A sewer camera inspection gives buyers and homeowners something better than a guess: video evidence of what is happening underground.
Need a Sewer Camera Inspection?
“`Schedule a sewer inspection before buying a home, approving repairs, or ignoring repeated drain backups.
Call Now: 972-333-5448Know What’s Underground, Before You Buy.
“`What Is a Sewer Camera Inspection?
A sewer camera inspection is a video inspection of the inside of the sewer line. A specialized waterproof camera is inserted into the sewer system through a cleanout or another approved access point. As the camera travels through the pipe, the technician watches the screen and documents visible problems.
The inspection does not magically see through dirt, concrete, or pipe walls. It shows what is visible inside the pipe. That is still extremely valuable because many expensive sewer problems start inside the pipe where the homeowner cannot see them from the surface.
For a full home buyer guide, read: The Ultimate Guide to Sewer Inspections Before Buying a Home .
1. Tree Roots in the Sewer Line
Tree roots are one of the most common sewer line problems found during camera inspections. Roots can enter through cracks, loose joints, clay pipe separations, cast iron damage, offsets, or broken pipe sections.
Once roots get inside the pipe, they can catch toilet paper, wipes, grease, sludge, and debris. The line may still drain for a while, but the backup risk grows over time.

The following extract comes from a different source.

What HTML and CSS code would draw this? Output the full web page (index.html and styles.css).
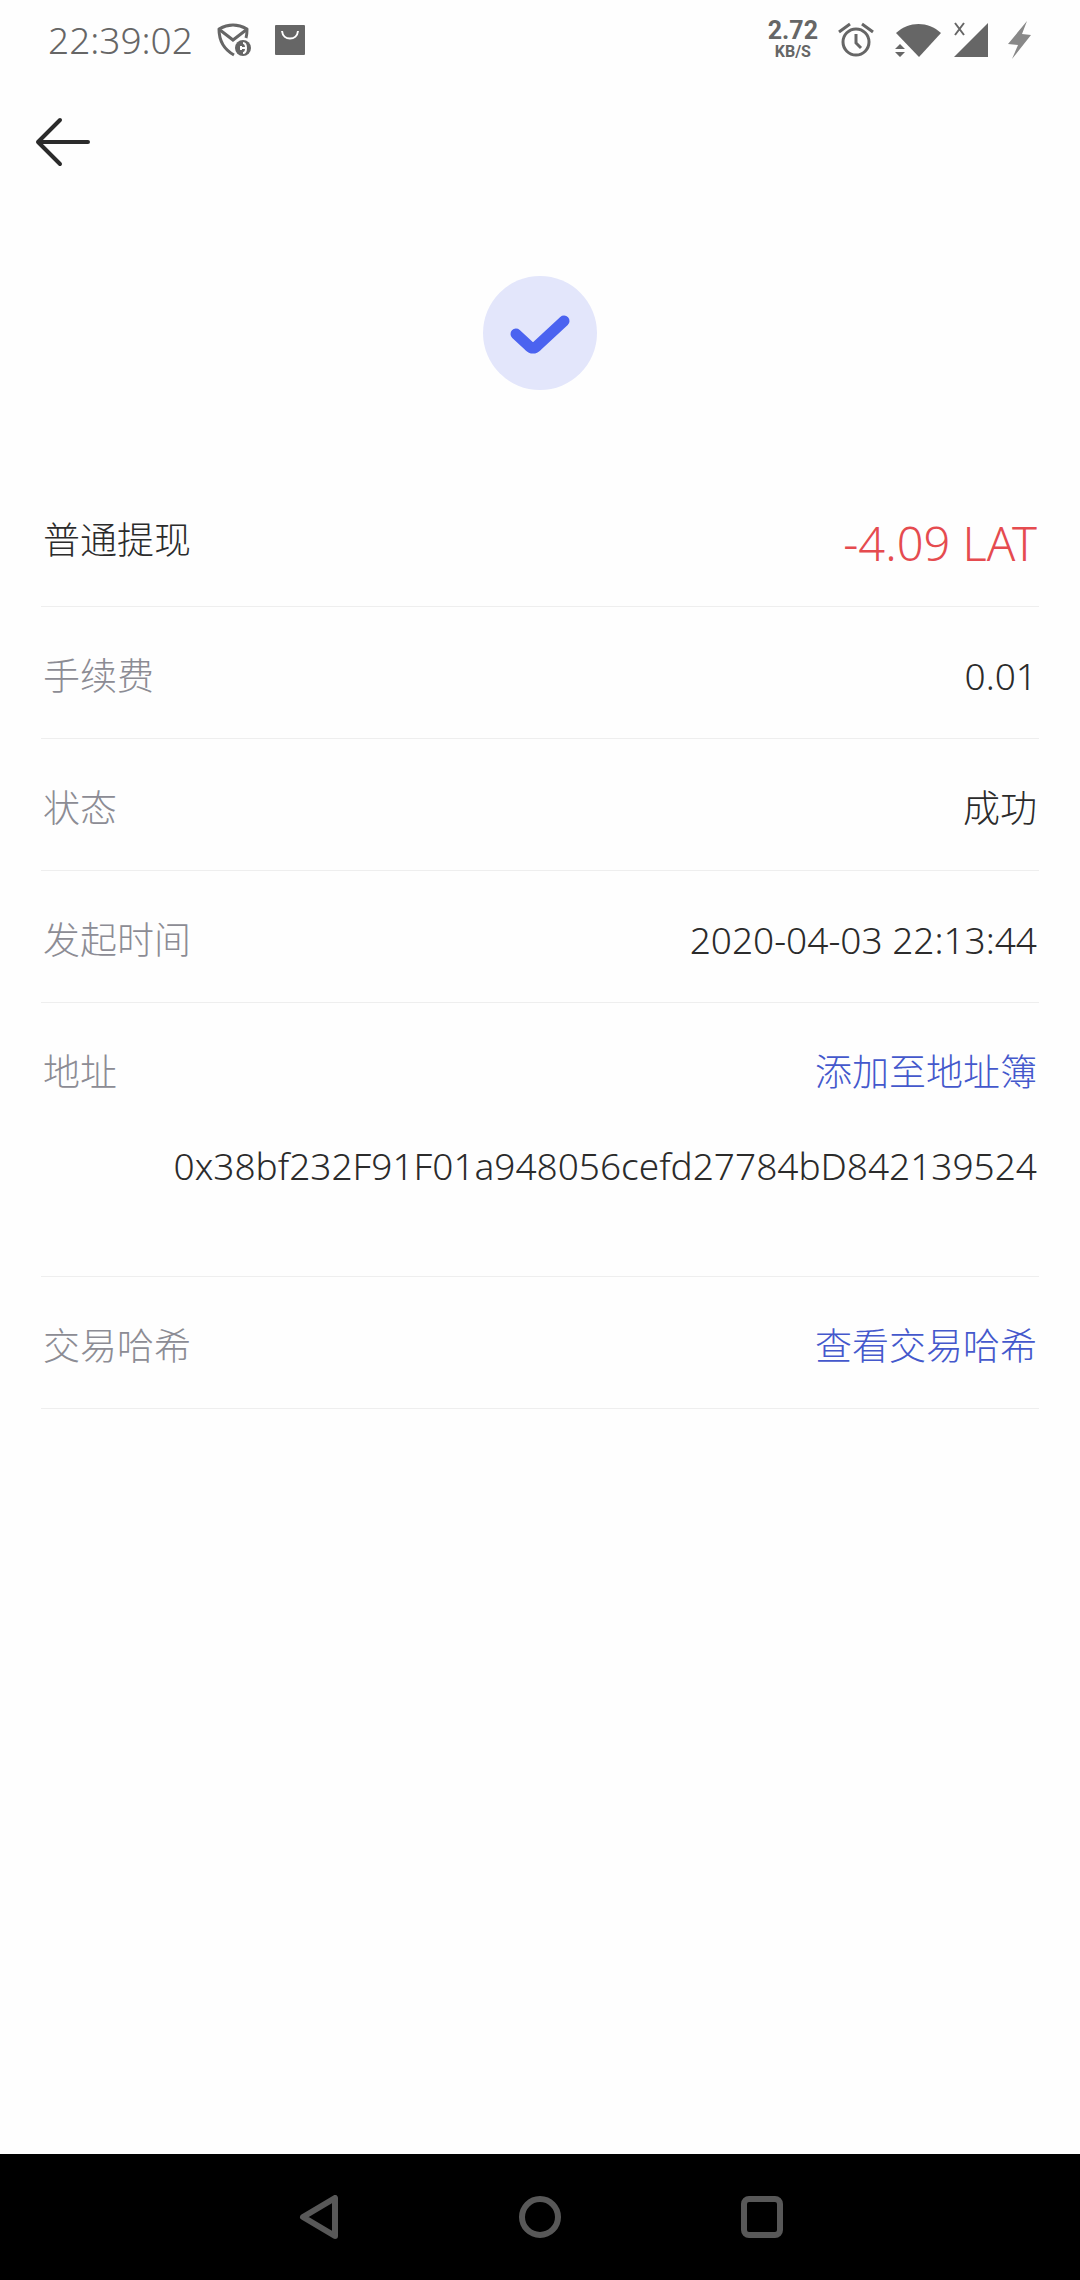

A sewer camera inspection can help show whether roots are present, how heavy the root intrusion appears, and whether the roots are located near a joint, break, transition, or city tap connection.
2. Standing Water
Standing water inside a sewer line is a major finding. Sewer lines are supposed to move wastewater away from the home. When water is holding in the line, it may indicate a low spot, poor slope, obstruction, pipe settlement, or sewer belly.
Standing water can collect solids, grease, and debris. Over time, that can lead to repeated backups, odor problems, and drainage issues.
Standing water is not something buyers should ignore. It can be a sign that the sewer line is holding waste instead of draining properly.
3. Sewer Bellies
A sewer belly is a low section of pipe that holds water. Bellies are often caused by soil movement, poor installation, settling, foundation movement, or pipe deformation.
A belly may not always cause an immediate backup. But if it holds enough water and waste, it can become a repeated clog point.
A sewer camera inspection can help identify whether the pipe is holding water, where the low area begins, how long it appears to continue, and whether the issue may need locating or repair planning.
4. Offset Pipe Joints
An offset happens when two sections of pipe no longer line up correctly. This can happen because of soil movement, poor installation, roots, foundation movement, or pipe settlement.
Offset joints can catch paper, debris, roots, and solids. They can also restrict camera access and make the pipe harder to clean.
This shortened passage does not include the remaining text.